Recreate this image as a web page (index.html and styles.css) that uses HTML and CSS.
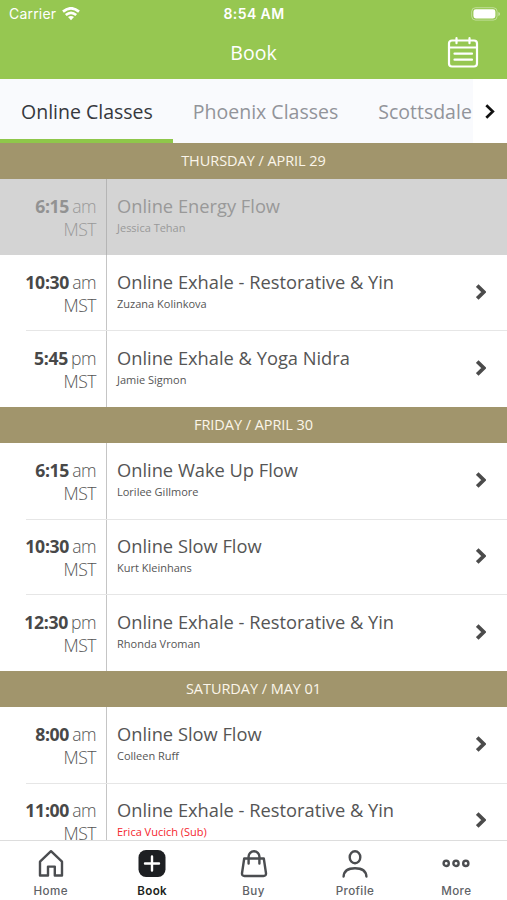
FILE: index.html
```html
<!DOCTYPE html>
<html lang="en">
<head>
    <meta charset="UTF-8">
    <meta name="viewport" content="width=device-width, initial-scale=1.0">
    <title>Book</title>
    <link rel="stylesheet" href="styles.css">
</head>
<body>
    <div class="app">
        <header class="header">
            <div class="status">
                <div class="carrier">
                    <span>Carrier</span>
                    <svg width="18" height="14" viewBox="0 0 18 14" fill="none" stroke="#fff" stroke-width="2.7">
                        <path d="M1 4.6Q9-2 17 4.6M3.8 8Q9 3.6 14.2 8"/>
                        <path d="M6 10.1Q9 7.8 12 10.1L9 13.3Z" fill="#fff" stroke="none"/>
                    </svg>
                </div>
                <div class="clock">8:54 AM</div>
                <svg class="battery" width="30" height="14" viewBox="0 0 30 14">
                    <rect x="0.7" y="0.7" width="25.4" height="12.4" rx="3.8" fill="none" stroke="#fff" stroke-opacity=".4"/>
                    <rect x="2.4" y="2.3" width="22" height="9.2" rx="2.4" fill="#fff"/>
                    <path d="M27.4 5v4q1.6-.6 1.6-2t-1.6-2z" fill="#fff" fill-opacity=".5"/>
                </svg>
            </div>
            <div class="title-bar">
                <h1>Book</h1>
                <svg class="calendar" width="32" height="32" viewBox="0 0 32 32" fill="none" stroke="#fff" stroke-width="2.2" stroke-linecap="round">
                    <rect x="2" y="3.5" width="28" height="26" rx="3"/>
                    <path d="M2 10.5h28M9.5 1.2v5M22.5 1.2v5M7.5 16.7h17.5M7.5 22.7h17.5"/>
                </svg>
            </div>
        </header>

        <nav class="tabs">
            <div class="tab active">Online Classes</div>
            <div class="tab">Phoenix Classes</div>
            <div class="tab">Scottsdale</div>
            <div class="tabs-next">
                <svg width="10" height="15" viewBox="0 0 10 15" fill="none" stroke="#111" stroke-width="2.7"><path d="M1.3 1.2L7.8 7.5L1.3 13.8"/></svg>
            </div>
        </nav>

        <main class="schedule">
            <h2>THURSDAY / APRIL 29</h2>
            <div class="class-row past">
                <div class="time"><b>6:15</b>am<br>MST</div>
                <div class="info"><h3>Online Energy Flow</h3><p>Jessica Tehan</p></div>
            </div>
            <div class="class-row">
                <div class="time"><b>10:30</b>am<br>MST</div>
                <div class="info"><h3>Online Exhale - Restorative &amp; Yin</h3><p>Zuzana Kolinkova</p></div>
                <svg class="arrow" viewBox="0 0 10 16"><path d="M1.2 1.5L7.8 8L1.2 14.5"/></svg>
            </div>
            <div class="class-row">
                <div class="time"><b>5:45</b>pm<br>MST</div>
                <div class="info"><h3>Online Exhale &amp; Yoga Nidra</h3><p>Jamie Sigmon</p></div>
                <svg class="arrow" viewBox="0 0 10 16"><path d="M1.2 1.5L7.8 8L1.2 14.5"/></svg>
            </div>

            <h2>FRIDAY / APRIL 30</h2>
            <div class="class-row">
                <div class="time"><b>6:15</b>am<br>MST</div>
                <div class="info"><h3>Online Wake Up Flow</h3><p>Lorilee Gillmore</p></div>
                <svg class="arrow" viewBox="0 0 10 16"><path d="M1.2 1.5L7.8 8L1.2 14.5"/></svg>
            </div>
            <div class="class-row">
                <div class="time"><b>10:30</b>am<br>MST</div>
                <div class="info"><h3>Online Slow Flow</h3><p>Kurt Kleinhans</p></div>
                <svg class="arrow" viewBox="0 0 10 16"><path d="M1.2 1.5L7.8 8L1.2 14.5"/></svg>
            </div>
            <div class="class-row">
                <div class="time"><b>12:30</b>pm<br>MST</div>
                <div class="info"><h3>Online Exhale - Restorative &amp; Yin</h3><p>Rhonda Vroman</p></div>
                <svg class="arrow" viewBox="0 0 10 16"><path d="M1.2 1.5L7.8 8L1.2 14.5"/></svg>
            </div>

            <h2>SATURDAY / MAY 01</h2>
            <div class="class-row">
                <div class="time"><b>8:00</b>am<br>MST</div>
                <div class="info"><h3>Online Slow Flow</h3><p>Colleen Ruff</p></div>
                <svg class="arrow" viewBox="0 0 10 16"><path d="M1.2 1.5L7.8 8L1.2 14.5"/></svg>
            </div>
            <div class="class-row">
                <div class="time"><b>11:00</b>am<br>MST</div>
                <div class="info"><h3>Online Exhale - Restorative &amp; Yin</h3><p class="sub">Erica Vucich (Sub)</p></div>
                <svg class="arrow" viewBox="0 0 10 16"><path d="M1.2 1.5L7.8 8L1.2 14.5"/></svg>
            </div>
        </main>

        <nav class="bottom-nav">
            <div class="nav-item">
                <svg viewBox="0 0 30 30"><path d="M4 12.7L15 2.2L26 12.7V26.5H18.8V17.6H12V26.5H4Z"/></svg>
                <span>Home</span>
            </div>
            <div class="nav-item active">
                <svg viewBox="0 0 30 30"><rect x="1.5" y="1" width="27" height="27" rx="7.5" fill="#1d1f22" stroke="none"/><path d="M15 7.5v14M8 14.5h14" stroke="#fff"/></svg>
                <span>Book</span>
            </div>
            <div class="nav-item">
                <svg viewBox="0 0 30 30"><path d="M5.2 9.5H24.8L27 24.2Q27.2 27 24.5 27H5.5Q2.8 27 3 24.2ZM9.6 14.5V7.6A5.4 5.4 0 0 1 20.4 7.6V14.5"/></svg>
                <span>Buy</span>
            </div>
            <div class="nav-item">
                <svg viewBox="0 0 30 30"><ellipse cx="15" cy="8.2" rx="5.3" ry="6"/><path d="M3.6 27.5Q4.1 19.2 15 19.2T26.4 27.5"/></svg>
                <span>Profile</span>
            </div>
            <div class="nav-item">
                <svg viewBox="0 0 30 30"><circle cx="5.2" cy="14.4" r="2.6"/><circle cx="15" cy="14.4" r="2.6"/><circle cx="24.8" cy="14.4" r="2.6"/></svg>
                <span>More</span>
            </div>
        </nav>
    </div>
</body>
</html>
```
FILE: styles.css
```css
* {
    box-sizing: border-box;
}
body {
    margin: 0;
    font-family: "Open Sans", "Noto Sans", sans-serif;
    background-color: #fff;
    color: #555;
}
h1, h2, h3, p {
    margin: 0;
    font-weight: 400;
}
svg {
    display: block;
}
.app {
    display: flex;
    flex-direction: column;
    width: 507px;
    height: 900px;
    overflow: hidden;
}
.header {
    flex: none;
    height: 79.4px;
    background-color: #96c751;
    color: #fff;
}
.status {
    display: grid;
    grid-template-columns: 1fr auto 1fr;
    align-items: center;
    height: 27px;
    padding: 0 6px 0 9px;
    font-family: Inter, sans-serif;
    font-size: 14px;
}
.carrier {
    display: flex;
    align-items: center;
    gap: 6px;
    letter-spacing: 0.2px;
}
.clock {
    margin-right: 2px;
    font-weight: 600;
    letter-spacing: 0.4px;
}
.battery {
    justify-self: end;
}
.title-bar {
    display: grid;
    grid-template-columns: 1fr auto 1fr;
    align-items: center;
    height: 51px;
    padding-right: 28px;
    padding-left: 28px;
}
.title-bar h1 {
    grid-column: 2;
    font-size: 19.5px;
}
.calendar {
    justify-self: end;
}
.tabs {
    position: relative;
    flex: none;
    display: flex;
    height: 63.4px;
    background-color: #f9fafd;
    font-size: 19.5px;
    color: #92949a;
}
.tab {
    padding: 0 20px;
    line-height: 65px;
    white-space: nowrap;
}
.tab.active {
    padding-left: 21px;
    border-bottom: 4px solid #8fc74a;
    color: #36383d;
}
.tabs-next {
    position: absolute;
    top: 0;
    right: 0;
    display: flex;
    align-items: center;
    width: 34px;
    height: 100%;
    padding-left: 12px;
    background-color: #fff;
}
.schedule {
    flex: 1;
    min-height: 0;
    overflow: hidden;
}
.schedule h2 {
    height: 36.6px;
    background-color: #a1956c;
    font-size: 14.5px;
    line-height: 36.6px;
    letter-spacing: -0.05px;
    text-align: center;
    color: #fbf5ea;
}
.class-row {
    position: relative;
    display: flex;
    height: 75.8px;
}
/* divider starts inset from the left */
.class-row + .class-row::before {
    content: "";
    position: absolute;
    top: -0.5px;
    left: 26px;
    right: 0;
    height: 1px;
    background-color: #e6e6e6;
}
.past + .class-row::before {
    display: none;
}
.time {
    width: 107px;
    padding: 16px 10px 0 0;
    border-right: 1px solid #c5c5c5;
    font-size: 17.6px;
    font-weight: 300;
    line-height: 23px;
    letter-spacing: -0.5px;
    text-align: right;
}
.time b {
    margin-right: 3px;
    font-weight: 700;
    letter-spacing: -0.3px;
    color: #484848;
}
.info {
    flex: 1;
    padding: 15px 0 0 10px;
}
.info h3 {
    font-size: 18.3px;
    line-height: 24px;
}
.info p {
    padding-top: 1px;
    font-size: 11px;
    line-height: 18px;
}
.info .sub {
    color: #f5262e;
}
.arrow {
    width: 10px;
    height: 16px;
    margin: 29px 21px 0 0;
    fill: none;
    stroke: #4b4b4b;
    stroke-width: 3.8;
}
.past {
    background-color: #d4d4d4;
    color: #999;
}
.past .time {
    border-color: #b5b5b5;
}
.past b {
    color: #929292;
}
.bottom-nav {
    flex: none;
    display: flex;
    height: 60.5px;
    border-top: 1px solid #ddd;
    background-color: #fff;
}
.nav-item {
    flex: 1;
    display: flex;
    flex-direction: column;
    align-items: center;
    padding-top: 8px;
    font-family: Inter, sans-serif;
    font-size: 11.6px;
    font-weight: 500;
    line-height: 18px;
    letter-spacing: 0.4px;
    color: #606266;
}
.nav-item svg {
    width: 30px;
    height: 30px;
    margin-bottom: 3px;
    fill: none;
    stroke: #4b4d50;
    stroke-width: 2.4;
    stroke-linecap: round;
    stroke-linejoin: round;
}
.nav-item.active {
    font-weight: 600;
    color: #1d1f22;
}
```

■ ■ ■ ■ ■ ■ ■

:: What is required ::
Locate all lines holding the word "index", then copy them out.

:: Output of the task ::
Recreate this image as a web page (index.html and styles.css) that uses HTML and CSS.
FILE: index.html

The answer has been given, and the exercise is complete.